* **Prompt**
Find all the lines with "this" and gather them.

* **Information shown**
[BEGIN]

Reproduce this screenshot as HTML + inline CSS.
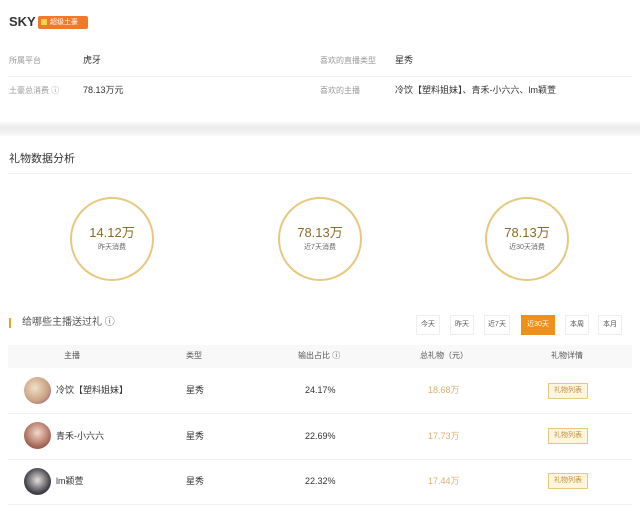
<!DOCTYPE html>
<html><head><meta charset="utf-8"><style>
*{margin:0;padding:0;box-sizing:border-box}
body{width:640px;height:507px;overflow:hidden;background:#fff;font-family:"Liberation Sans","Noto Sans CJK SC",sans-serif;color:#444;position:relative}
.a{position:absolute;white-space:nowrap;line-height:12px}
.l{font-size:8px;color:#999}
.v{font-size:9px;color:#333}
.c{position:absolute;width:84px;height:84px;border:2px solid #e8c77e;border-radius:50%;text-align:center}
.c b{display:block;margin-top:26px;font-size:13px;line-height:16px;color:#8a6a2a;font-weight:normal}
.c i{display:block;font-style:normal;font-size:7px;line-height:9px;color:#666;margin-top:2px}
.btn{position:absolute;top:315px;height:20px;width:24px;font-size:7px;color:#555;border:1px solid #eee;text-align:center;line-height:18px}
.av{position:absolute;left:24px;width:27px;height:27px;border-radius:50%}
.tag{position:absolute;left:548px;width:40px;height:16px;border:1px solid #e8c77e;background:#fdf5de;font-size:7px;color:#c09040;text-align:center;line-height:14px}
.line{position:absolute;left:8px;width:624px;height:1px;background:#f0f0f0}
</style></head><body>
<div class="a" style="left:9px;top:14px;font-size:13px;line-height:16px;font-weight:bold;color:#333">SKY</div>
<div class="a" style="left:38px;top:16px;width:50px;height:13px;background:#f07a2c;border-radius:2px;font-size:7px;color:#fff;line-height:13px;padding-left:12px">超级土豪</div>
<div class="a" style="left:41px;top:19px;width:6px;height:6px;background:#fbd04a"></div>
<div class="a l" style="left:9px;top:55px">所属平台</div>
<div class="a v" style="left:83px;top:54px">虎牙</div>
<div class="a l" style="left:320px;top:55px">喜欢的直播类型</div>
<div class="a v" style="left:395px;top:54px">星秀</div>
<div class="line" style="top:76px"></div>
<div class="a l" style="left:9px;top:85px">土豪总消费 ⓘ</div>
<div class="a v" style="left:83px;top:84px">78.13万元</div>
<div class="a l" style="left:320px;top:85px">喜欢的主播</div>
<div class="a v" style="left:395px;top:84px">冷饮【塑料姐妹】、青禾-小六六、lm颖萱</div>
<div class="a" style="left:0;top:122px;width:640px;height:14px;background:linear-gradient(#fafafa,#ececec 40%,#f0f0f0 70%,#fafafa)"></div>
<div class="a" style="left:9px;top:152px;font-size:11px;line-height:14px;color:#333">礼物数据分析</div>
<div class="line" style="top:173px"></div>
<div class="c" style="left:70px;top:197px"><b>14.12万</b><i>昨天消费</i></div>
<div class="c" style="left:278px;top:197px"><b>78.13万</b><i>近7天消费</i></div>
<div class="c" style="left:485px;top:197px"><b>78.13万</b><i>近30天消费</i></div>
<div class="a" style="left:9px;top:318px;width:2px;height:10px;background:#f0a020"></div>
<div class="a" style="left:22px;top:317px;font-size:10px;color:#555">给哪些主播送过礼 ⓘ</div>
<div class="btn" style="left:416px">今天</div>
<div class="btn" style="left:450px">昨天</div>
<div class="btn" style="left:484px;width:26px">近7天</div>
<div class="btn" style="left:521px;width:34px;background:#f0901c;color:#fff;border-color:#f0901c">近30天</div>
<div class="btn" style="left:565px">本周</div>
<div class="btn" style="left:598px">本月</div>
<div class="a" style="left:8px;top:345px;width:624px;height:23px;background:#f8f8f8"></div>
<div class="a l" style="left:64px;top:350px;color:#555">主播</div>
<div class="a l" style="left:186px;top:350px;color:#555">类型</div>
<div class="a l" style="left:298px;top:350px;color:#555">输出占比 ⓘ</div>
<div class="a l" style="left:420px;top:350px;color:#555">总礼物（元）</div>
<div class="a l" style="left:551px;top:350px;color:#555">礼物详情</div>
<div class="av" style="top:377px;background:radial-gradient(circle at 40% 40%,#f0e0c8,#c8a080 60%,#7a3aa0)"></div>
<div class="a v" style="left:56px;top:384px">冷饮【塑料姐妹】</div>
<div class="a v" style="left:186px;top:384px">星秀</div>
<div class="a v" style="left:305px;top:384px">24.17%</div>
<div class="a v" style="left:428px;top:384px;color:#d8b070">18.68万</div>
<div class="tag" style="top:383px">礼物列表</div>
<div class="line" style="top:413px"></div>
<div class="av" style="top:422px;background:radial-gradient(circle at 50% 40%,#f4d8c8,#a06050 70%)"></div>
<div class="a v" style="left:56px;top:430px">青禾-小六六</div>
<div class="a v" style="left:186px;top:430px">星秀</div>
<div class="a v" style="left:305px;top:430px">22.69%</div>
<div class="a v" style="left:428px;top:430px;color:#d8b070">17.73万</div>
<div class="tag" style="top:428px">礼物列表</div>
<div class="line" style="top:459px"></div>
<div class="av" style="top:468px;background:radial-gradient(circle at 50% 45%,#e8e0e0,#404048 65%)"></div>
<div class="a v" style="left:56px;top:475px">lm颖萱</div>
<div class="a v" style="left:186px;top:475px">星秀</div>
<div class="a v" style="left:305px;top:475px">22.32%</div>
<div class="a v" style="left:428px;top:475px;color:#d8b070">17.44万</div>
<div class="tag" style="top:473px">礼物列表</div>
<div class="line" style="top:504px"></div>
</body></html>
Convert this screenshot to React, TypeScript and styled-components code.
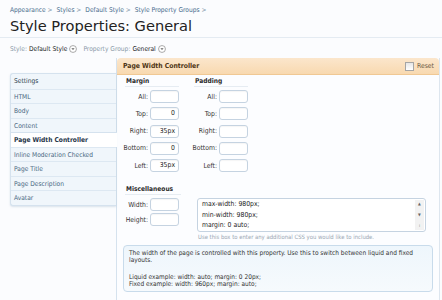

[END]

* **Exercise solution**
Reproduce this screenshot as HTML + inline CSS.
Convert this screenshot to React, TypeScript and styled-components code.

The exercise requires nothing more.